2. What is the climatic role of different ice nucleating modes? Is the addition of ammonium sulfate as separate ice nucleating species as important also from the radiative perspective?
3. Could you comment on the uncertainties in ammonium sulfate ice nucleating properties, e.g. in its onset ice nucleation temperature, critical supersaturation, etc? As an example, a recent study by Bertozzi et al., 2021 found the onset of ammonium sulfate freezing at -54°C at a critical supersaturation of 1.3. Such assumptions would probably significantly reduce the role of ammonium sulfate as ice nucleating particles compared to the used assumptions.
4. Detrainment of ice is one of the key sources of upper tropospheric clouds and likely accounts for most of the upper tropospheric clouds in the tropics below about 14 km and a large fraction of the extratropical summertime high clouds. How does detrainment affect in-situ cirrus and their ice nucleation? How are the ice number and mass sources of detrainment treated, and does detrainment interact with in-situ ice nucleation?

Specific comments

Page 1, line 2: the word climate modifications alludes to artificial geoengineering-type of modifications. You could consider using a synonym.

Page 1: The last sentence of the abstract describes (in my opinion) the main result of the manuscript. The reader should ideally be informed of the key result earlier than at the end of a relatively long abstract.

Page 7: It seems like you have put a lot of effort into numerically representing and due to the need for 3 additional tracers also computing ammonium sulfate aerosols. Is there a simpler way of simulating crystalline ammonium sulfate that the other modeling groups may be more likely to implement in their models?

Figure 1, panel (a): Surface or 300 hPa level?

Figure 5: panel (c ) should use the same colorbar limits as all other panels, not to artificially overemphasize the role of aircraft soot.

Page 19, lines 414-117: The two sentences seem to be contradicting each other (the first one claiming the occurrence frequencies of heterogeneous freezing are largely preventing homogeneous freezing, the second one saying that heterogeneous INPs do not completely suppress homogeneous freezing)

Page 19, lines 429 and further: I agree INP measurements at cirrus conditions are practically non-existent, but you may still want to comment on the surprising result that ammonium sulfate is found to be the key INP species at cirrus conditions, contrary to the mainstream cirrus literature.

Page 21, lines 477-484: You don’t comment at all about the surprising result of the large importance of ammonium sulfate! From this paragraph, it sounds like dust is clearly the main INP, which is different from your model results.

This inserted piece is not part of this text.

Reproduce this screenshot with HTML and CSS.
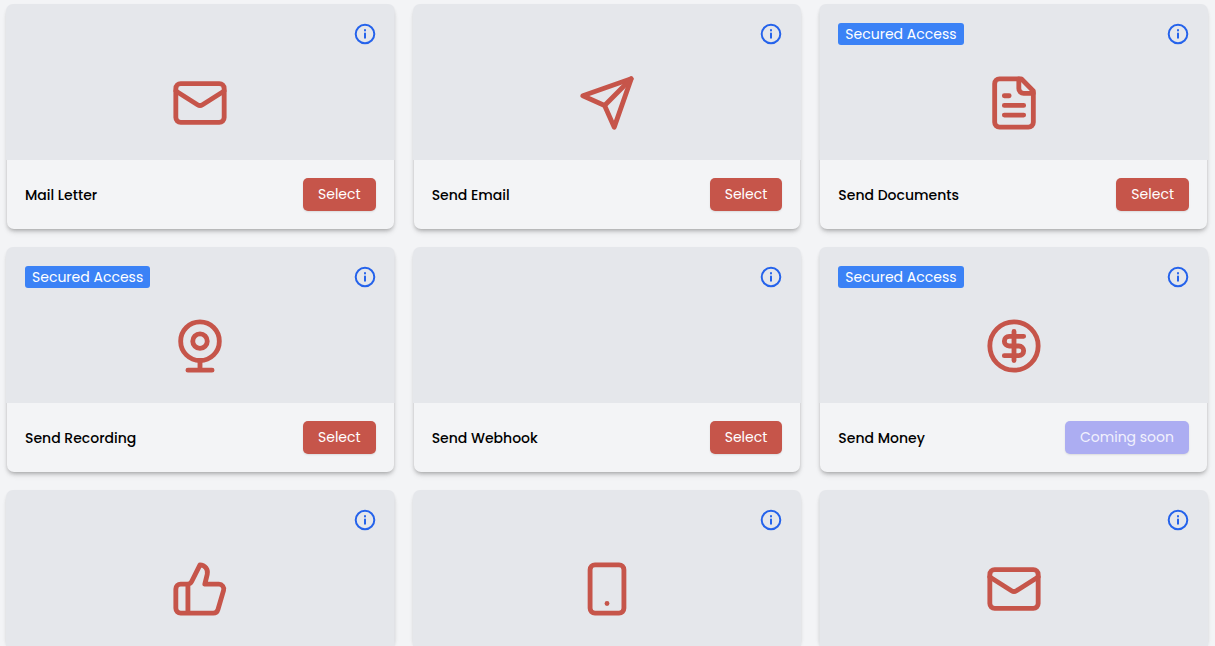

Page 22, lines 497-500: I would suggest modifying for clarity the italicized part of the sentence: “….this study demonstrates the importance of including additional ice nucleating particle types together with…. “   to ammonium sulfate

And then just conclude with “Glassy organic particles probably have only a minor influence…”

References

Bertozzi et al., 2021, doi: 10.5194/acp-21-10779-2021

Cziczo et al., 2013, doi: 10.1126/science.1234145

Froyd et al., 2022, doi: 10.1038/s41561-022-00901-w

In this manuscript the distribution of ice nucleating particles (INPs) originating from different sources is investigated using a sophisticated aerosol module for a GCM (EMAC-MADE3). In addition to the usual candidates of INPs, glassy organic aerosols and crystalline ammonium sulfate are also taken into account. The authors find that ammonium sulfate surprisingly plays a major role in terms of providing the most INPs. The INPs are also coupled to a cirrus cloud module in the GCM for investigating the competition of heterogeneous ice nucleation and homogeneous freezing of solution droplets in the upper troposphere.

Generally, this is a very solid and well written manuscript, the implementation of the different species into the model is explained in a comprehensive way and the results are well described. Therefore, this is a suitable contribution to ACP, and I recommend to accept the manuscript subject to minor revisions (see below).

(1) The two major outcomes of the study are not really prominently stated. It was claimed for a long time that glassy organic aerosols are an important class of INPs and they must have an impact. It is quite clear from this study that the impact is rather weak, if not negligible. The dominant role of ammonium sulfate is also new. I would suggest to emphasize these interesting results more prominently.

(2) For aerosols, the large scale transport is the most important pathway, thus the distribution of aerosols can be simulated well with GCMs, even in this coarse resolution of T63. However, for treating (ice) clouds in GCMs, the variability of thermodynamic variables plays an important role. The ice cloud model relies on former work for the EMAC model, which only marginally treats subgrid scale variability, e.g., using TKE or gravity wave drags for determining the variability of vertical velocity; however, the horizontal/vertical variability is only taken into account by crude cloud cover schemes. From observations (satellite, surface observations, and many others) we know quite well that also ice clouds have internal structures, leading to heterogeneous cloud layers, which provide additional spatial and temporal time scales. The use of microphysics schemes for the whole grid box, driven by a large-scale motion, without these scales in between might lead to an overestimation of the impact of nucleation pathways. A similar issue might occur for the removing of INPs (as included in ice crystals) by sedimentation of ice crystals, since sedimentation of ice particles in quite coarse vertical resolutions is highly tuned. It is quite clear that the authors cannot change the coupled ice cloud scheme. However, I would suggest to add some comments on these issues, since the competition of heterogeneous and homogeneous nucleation might be affected by small/meso scale motions.

(3) How sensitive are these results if the nucleation thresholds for the different INPs are changed (within their uncertainties)? Have you checked this in sensitivity analyses?